Takeaway No. 2: Eight shots in the second period, seven in the third, are uncharacteristic.

“You can’t have an emotional game and then come back the next night and not play well,” Ducks right wing Corey Perry said after his team-high five shots went for naught following Monday’s thrilling comeback, shootout win over former Western Conference rival Detroit.

“It’s something in here … you have to go out and perform each and every night. Last game’s last game. You have to focus on the next one. Come playoff time, they’re all going to be emotional, so you’ve got to be ready to handle that during the year.”

Takeaway No. 3: In addition to increasing shots, the Ducks need to tighten up the precision of their line changes.

One bad switch set up a breakaway by former teammate Bobby Ryan.

“Not changing at the right time, spending too much time in our zone because we’re not changing,” Boudreau said. “Then, we get it out of our zone, we’re dumping it in, so there’s no forecheck, no offense. Then, the situation is repeated. We’ve got to get smarter at this, learn to change at the right times.

“We’re playing, it seems, to the level of every team we play.
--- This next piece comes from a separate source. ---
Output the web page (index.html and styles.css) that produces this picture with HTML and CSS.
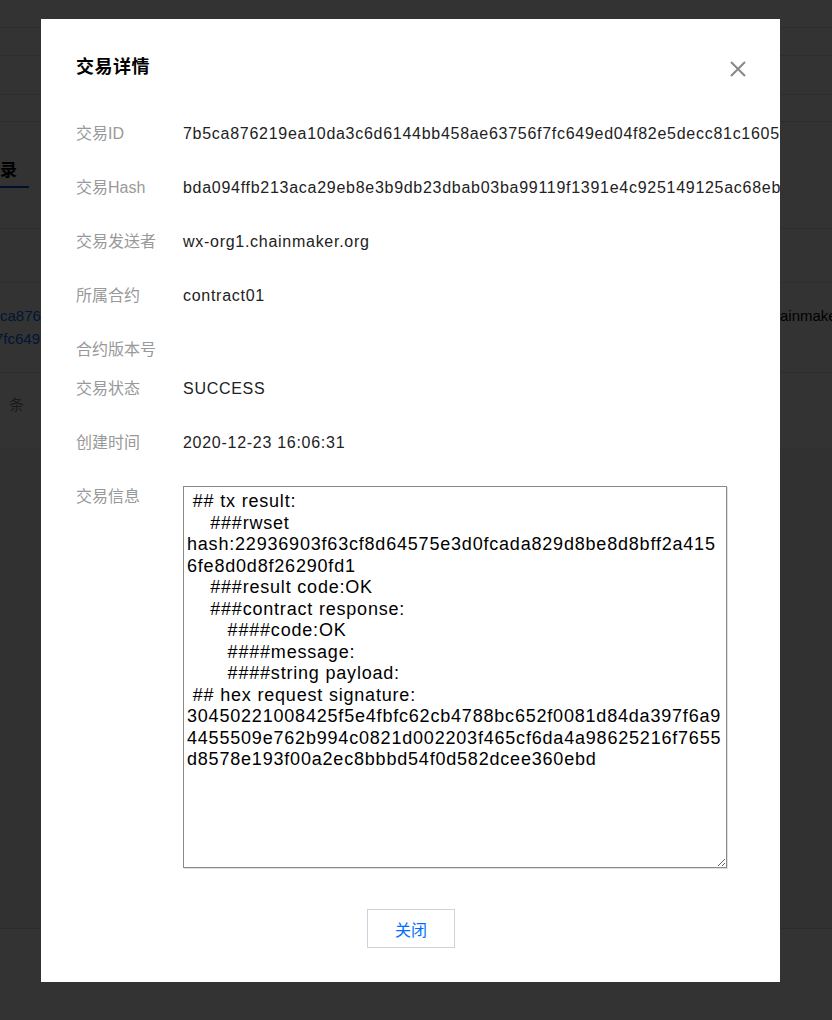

“It’s not saying, ‘Come on, please boys, let’s do it.’ Some guys have got to … it’s an 82-game schedule.”

Takeaway No. 4: Jiri Sekac’s debut … .

It happened. He played 14 minutes, 35 seconds, delivering a hit and shot with some time on the first and second line. There were instances the newly acquired forward from the Montreal Canadiens flashed skill, but Boudreau classified it a transition game.

“Skilled player, it’s got to be tough on him. He doesn’t know the linemates, he’ll be better once he gets a couple practices under his belt,” Boudreau said.